_Direction_
Restate all the material verbatim, except for the pictures.

_Raw data_

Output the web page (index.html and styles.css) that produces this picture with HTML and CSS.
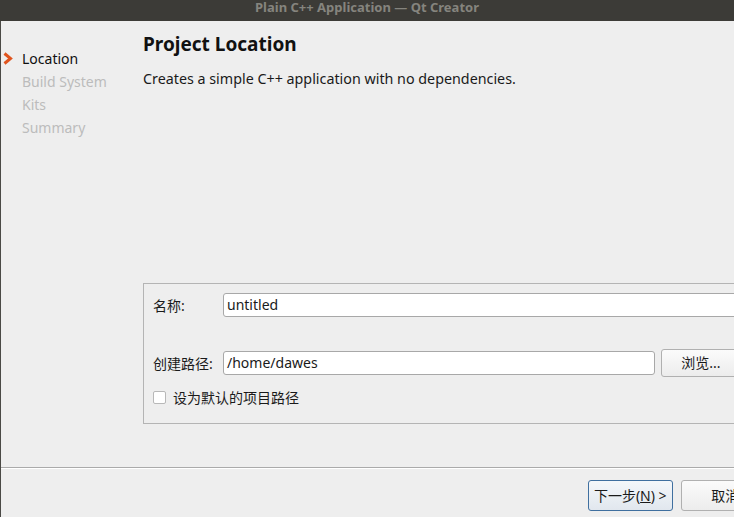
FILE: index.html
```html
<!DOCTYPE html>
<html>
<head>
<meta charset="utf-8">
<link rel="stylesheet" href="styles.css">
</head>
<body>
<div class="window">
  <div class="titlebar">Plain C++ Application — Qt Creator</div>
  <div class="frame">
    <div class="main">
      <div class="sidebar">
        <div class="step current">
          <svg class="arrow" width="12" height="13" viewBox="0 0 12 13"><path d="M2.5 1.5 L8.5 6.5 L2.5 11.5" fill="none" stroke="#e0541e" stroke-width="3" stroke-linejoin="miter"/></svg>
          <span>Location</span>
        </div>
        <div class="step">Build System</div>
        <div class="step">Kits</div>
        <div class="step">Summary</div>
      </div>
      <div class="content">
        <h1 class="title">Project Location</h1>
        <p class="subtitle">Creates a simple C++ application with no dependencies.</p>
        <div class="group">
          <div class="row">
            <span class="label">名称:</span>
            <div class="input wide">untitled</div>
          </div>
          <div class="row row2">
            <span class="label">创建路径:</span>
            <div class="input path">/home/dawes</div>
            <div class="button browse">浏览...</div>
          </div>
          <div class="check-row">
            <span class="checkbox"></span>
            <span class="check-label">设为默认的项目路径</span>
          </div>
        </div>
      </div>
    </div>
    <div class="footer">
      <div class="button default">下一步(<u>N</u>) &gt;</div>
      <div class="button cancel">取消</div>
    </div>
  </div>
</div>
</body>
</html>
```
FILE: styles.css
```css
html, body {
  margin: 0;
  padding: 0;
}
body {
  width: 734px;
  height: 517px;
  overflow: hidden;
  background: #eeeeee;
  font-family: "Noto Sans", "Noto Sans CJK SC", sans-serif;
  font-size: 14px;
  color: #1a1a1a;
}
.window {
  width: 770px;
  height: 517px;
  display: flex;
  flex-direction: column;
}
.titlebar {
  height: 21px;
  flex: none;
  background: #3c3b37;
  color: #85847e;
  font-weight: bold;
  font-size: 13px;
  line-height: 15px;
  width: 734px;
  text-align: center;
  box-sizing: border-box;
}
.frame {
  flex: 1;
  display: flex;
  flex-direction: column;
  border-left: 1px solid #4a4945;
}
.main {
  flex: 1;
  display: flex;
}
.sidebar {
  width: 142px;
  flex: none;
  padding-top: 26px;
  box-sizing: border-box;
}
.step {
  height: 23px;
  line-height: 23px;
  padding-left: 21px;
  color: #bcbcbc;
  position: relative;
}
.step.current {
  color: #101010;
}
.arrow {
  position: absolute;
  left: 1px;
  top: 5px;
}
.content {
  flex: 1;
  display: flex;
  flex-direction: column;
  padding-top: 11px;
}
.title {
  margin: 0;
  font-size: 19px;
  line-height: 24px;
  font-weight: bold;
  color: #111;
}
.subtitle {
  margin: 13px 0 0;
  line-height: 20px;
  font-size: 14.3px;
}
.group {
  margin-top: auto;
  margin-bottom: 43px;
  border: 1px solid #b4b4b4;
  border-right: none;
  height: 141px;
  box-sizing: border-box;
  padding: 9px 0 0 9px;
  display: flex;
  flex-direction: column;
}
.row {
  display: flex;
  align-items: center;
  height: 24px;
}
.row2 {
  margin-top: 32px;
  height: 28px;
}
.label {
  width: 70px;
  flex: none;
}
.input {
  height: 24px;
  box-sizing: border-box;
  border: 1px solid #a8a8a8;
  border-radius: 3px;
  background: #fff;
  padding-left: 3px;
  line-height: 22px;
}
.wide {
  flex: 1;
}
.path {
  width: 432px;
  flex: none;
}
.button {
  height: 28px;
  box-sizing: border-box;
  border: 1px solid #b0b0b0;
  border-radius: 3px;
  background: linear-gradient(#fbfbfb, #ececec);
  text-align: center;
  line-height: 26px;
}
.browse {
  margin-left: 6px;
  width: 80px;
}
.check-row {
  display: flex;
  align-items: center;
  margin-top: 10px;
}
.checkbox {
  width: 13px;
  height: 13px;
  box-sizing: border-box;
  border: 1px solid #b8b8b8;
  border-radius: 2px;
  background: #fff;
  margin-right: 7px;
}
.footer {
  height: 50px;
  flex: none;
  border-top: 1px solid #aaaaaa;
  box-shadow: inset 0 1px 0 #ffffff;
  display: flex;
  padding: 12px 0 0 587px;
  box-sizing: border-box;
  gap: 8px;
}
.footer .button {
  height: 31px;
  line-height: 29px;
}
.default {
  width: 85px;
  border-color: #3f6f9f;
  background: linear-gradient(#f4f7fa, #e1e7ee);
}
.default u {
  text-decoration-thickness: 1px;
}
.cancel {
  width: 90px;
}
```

_Answer to this task_
Output the web page (index.html and styles.css) that produces this picture with HTML and CSS.
FILE: index.html
```html
<!DOCTYPE html>
<html>
<head>
<meta charset="utf-8">
<link rel="stylesheet" href="styles.css">
</head>
<body>
<div class="window">
  <div class="titlebar">Plain C++ Application — Qt Creator</div>
  <div class="frame">
    <div class="main">
      <div class="sidebar">
        <div class="step current">
          <svg class="arrow" width="12" height="13" viewBox="0 0 12 13"><path d="M2.5 1.5 L8.5 6.5 L2.5 11.5" fill="none" stroke="#e0541e" stroke-width="3" stroke-linejoin="miter"/></svg>
          <span>Location</span>
        </div>
        <div class="step">Build System</div>
        <div class="step">Kits</div>
        <div class="step">Summary</div>
      </div>
      <div class="content">
        <h1 class="title">Project Location</h1>
        <p class="subtitle">Creates a simple C++ application with no dependencies.</p>
        <div class="group">
          <div class="row">
            <span class="label">名称:</span>
            <div class="input wide">untitled</div>
          </div>
          <div class="row row2">
            <span class="label">创建路径:</span>
            <div class="input path">/home/dawes</div>
            <div class="button browse">浏览...</div>
          </div>
          <div class="check-row">
            <span class="checkbox"></span>
            <span class="check-label">设为默认的项目路径</span>
          </div>
        </div>
      </div>
    </div>
    <div class="footer">
      <div class="button default">下一步(<u>N</u>) &gt;</div>
      <div class="button cancel">取消</div>
    </div>
  </div>
</div>
</body>
</html>
```
FILE: styles.css
```css
html, body {
  margin: 0;
  padding: 0;
}
body {
  width: 734px;
  height: 517px;
  overflow: hidden;
  background: #eeeeee;
  font-family: "Noto Sans", "Noto Sans CJK SC", sans-serif;
  font-size: 14px;
  color: #1a1a1a;
}
.window {
  width: 770px;
  height: 517px;
  display: flex;
  flex-direction: column;
}
.titlebar {
  height: 21px;
  flex: none;
  background: #3c3b37;
  color: #85847e;
  font-weight: bold;
  font-size: 13px;
  line-height: 15px;
  width: 734px;
  text-align: center;
  box-sizing: border-box;
}
.frame {
  flex: 1;
  display: flex;
  flex-direction: column;
  border-left: 1px solid #4a4945;
}
.main {
  flex: 1;
  display: flex;
}
.sidebar {
  width: 142px;
  flex: none;
  padding-top: 26px;
  box-sizing: border-box;
}
.step {
  height: 23px;
  line-height: 23px;
  padding-left: 21px;
  color: #bcbcbc;
  position: relative;
}
.step.current {
  color: #101010;
}
.arrow {
  position: absolute;
  left: 1px;
  top: 5px;
}
.content {
  flex: 1;
  display: flex;
  flex-direction: column;
  padding-top: 11px;
}
.title {
  margin: 0;
  font-size: 19px;
  line-height: 24px;
  font-weight: bold;
  color: #111;
}
.subtitle {
  margin: 13px 0 0;
  line-height: 20px;
  font-size: 14.3px;
}
.group {
  margin-top: auto;
  margin-bottom: 43px;
  border: 1px solid #b4b4b4;
  border-right: none;
  height: 141px;
  box-sizing: border-box;
  padding: 9px 0 0 9px;
  display: flex;
  flex-direction: column;
}
.row {
  display: flex;
  align-items: center;
  height: 24px;
}
.row2 {
  margin-top: 32px;
  height: 28px;
}
.label {
  width: 70px;
  flex: none;
}
.input {
  height: 24px;
  box-sizing: border-box;
  border: 1px solid #a8a8a8;
  border-radius: 3px;
  background: #fff;
  padding-left: 3px;
  line-height: 22px;
}
.wide {
  flex: 1;
}
.path {
  width: 432px;
  flex: none;
}
.button {
  height: 28px;
  box-sizing: border-box;
  border: 1px solid #b0b0b0;
  border-radius: 3px;
  background: linear-gradient(#fbfbfb, #ececec);
  text-align: center;
  line-height: 26px;
}
.browse {
  margin-left: 6px;
  width: 80px;
}
.check-row {
  display: flex;
  align-items: center;
  margin-top: 10px;
}
.checkbox {
  width: 13px;
  height: 13px;
  box-sizing: border-box;
  border: 1px solid #b8b8b8;
  border-radius: 2px;
  background: #fff;
  margin-right: 7px;
}
.footer {
  height: 50px;
  flex: none;
  border-top: 1px solid #aaaaaa;
  box-shadow: inset 0 1px 0 #ffffff;
  display: flex;
  padding: 12px 0 0 587px;
  box-sizing: border-box;
  gap: 8px;
}
.footer .button {
  height: 31px;
  line-height: 29px;
}
.default {
  width: 85px;
  border-color: #3f6f9f;
  background: linear-gradient(#f4f7fa, #e1e7ee);
}
.default u {
  text-decoration-thickness: 1px;
}
.cancel {
  width: 90px;
}
```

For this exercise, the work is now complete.